We also note that, even if the interests of the son and the brother of the Settlor were not subject to defeating contingencies, the amount of separate insurance available would have been limited to the amount of their interest specified in the trust. This is because the terms of the trust provide for a specific dollar amount to be distributed to them. Even though each exhibits the degree of kinship to the Settlor required to support separate insurance, up to a maximum of $100,000, the fact that each one’s interest is only $1,000 would have limited the available insurance to that amount.
The result in this case, based on the information you provided about the accounts the Settlor holds, is that the living trust has $200,000 of insurance coverage, leaving approximately $65,000 uninsured. It appears, however, that, because the Settlor only has about $23,000 in his other individually owned accounts, the uninsured portion from the living trust would have coverage under the $100,000 available in the aggregate for all individual accounts.

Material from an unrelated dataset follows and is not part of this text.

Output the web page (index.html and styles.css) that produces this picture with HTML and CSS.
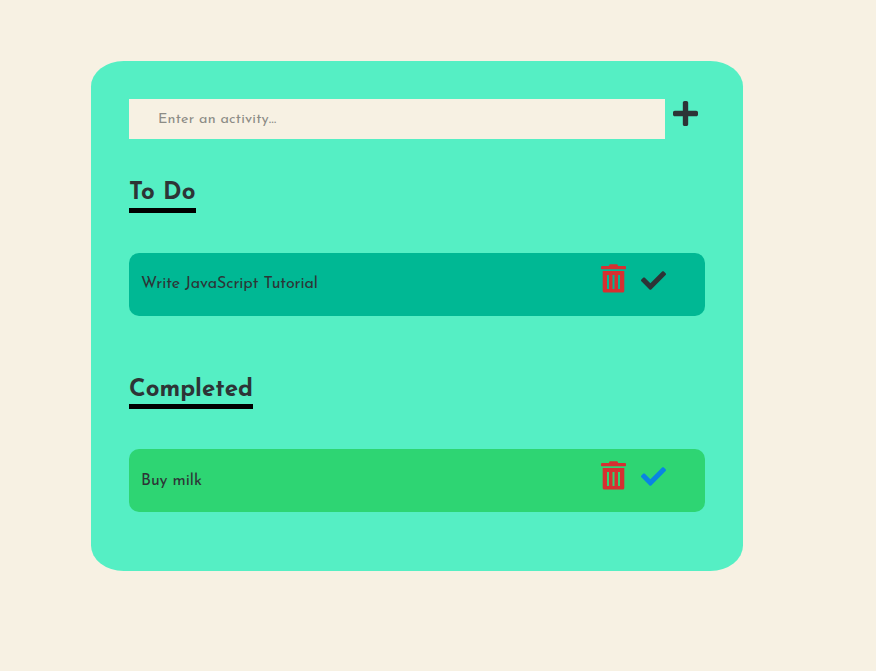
FILE: index.html
```html
<!DOCTYPE html>
<html lang="en">
<head>
<meta charset="utf-8">
<title>To Do</title>
<link rel="stylesheet" href="styles.css">
</head>
<body>
<svg class="sprite" aria-hidden="true">
  <symbol id="plus" viewBox="0 0 448 448"><path d="M416 176H272V32c0-17.700-14.300-32-32-32h-32c-17.700 0-32 14.300-32 32v144H32c-17.700 0-32 14.300-32 32v32c0 17.700 14.300 32 32 32h144v144c0 17.700 14.300 32 32 32h32c17.700 0 32-14.300 32-32V272h144c17.700 0 32-14.300 32-32v-32c0-17.700-14.300-32-32-32z"/></symbol>
  <symbol id="check" viewBox="0 0 512 512"><path d="M173.898 439.404l-166.400-166.400c-9.997-9.997-9.997-26.206 0-36.204l36.203-36.204c9.997-9.998 26.207-9.998 36.204 0L192 312.690 432.095 72.596c9.997-9.997 26.207-9.997 36.204 0l36.203 36.204c9.997 9.997 9.997 26.206 0 36.204l-294.400 294.401c-9.998 9.997-26.207 9.997-36.204-.001z"/></symbol>
  <symbol id="trash" viewBox="0 0 25 29"><path fill-rule="evenodd" d="M8 1.500Q8.300.3 9.500.3h6q1.200 0 1.500 1.200V2h7q1 0 1 1v1.500q0 .8-.8.800H.8Q0 5.300 0 4.500V3q0-1 1-1h7zM1.700 7h21.600v20q0 1.600-1.600 1.600H3.300Q1.700 28.600 1.700 27zM6 11v14h2V11zm5.500 0v14h2V11zm5.500 0v14h2V11z"/></symbol>
</svg>
<main class="card">
  <form class="entry">
    <input class="field" type="text" placeholder="Enter an activity…">
    <button class="add" type="button" aria-label="Add"><svg class="plus"><use href="#plus"/></svg></button>
  </form>
  <h2 class="heading todo">To Do</h2>
  <div class="item">
    <span class="label write">Write JavaScript Tutorial</span>
    <svg class="trash"><use href="#trash"/></svg>
    <svg class="check"><use href="#check"/></svg>
  </div>
  <h2 class="heading completed">Completed</h2>
  <div class="item done">
    <span class="label buy">Buy milk</span>
    <svg class="trash"><use href="#trash"/></svg>
    <svg class="check"><use href="#check"/></svg>
  </div>
</main>
</body>
</html>
```
FILE: styles.css
```css
* { box-sizing: border-box; }
body {
  margin: 0;
  padding: 61px 0 0 91px;
  background: #f7f1e3;
  color: #2d3436;
  font-family: "Josefin Sans", Lato, sans-serif;
}
.sprite { display: none; }
svg { display: block; fill: currentColor; flex: none; }
.card {
  width: 652px;
  height: 510px;
  padding: 38px;
  border-radius: 5%;
  background: #55efc4;
}
.entry { display: flex; align-items: flex-start; height: 40px; margin: 0; }
.field {
  width: 536px;
  height: 40px;
  padding: 0 29px;
  border: 0;
  background: #f7f1e3;
  font: 14.4px "Josefin Sans", Lato, sans-serif;
  letter-spacing: .18px;
}
.field::placeholder { color: #8c8c86; opacity: 1; }
.add { margin: 2px 0 0 8px; padding: 0; border: 0; background: none; color: #2d3436; }
.plus { width: 25px; height: 25px; }
.heading {
  width: 67px;
  height: 36px;
  margin: 38px 0 40px;
  border-bottom: 5px solid #000;
  font-size: 24px;
  line-height: 33px;
  white-space: nowrap;
}
.todo { letter-spacing: .3px; }
.completed { width: 124px; margin-top: 57px; line-height: 35px; letter-spacing: 0; }
.item {
  display: flex;
  align-items: flex-start;
  height: 63px;
  padding: 11px 39px 0 12px;
  border-radius: 10px;
  background: #00b894;
}
.done { background: #2ed573; }
.label { flex: 1; font-size: 16px; line-height: 40px; letter-spacing: -.08px; }
.buy { line-height: 42px; letter-spacing: 0; }
.trash { width: 25px; height: 29px; color: #d63031; }
.check { width: 25px; height: 25px; margin: 4px 0 0 15px; }
.done .trash { margin-top: .5px; }
.done .check { color: #0984e3; }
```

Finally, we note that NCUA provides the same account insurance coverage for accounts created under living trust arrangements as that provided by the Federal Deposit Insurance Corporation. While living trust arrangements are increasingly popular among persons seeking an alternative to passing funds through probate, members who select this approach must ensure that they do not inadvertently include a defeating contingency in a trust agreement that would undermine the account’s qualifying for separate insurance. We recommend that members seek the advice of their own legal or financial planning advisers before establishing an account based on a living trust. For further information regarding the insurance coverage of living trusts, you may find it helpful to review OGC opinion letter 00-0943 (Dec. 5, 2000) and OGC opinion letter 99-0208 (April 6, 1999) available on the NCUA website.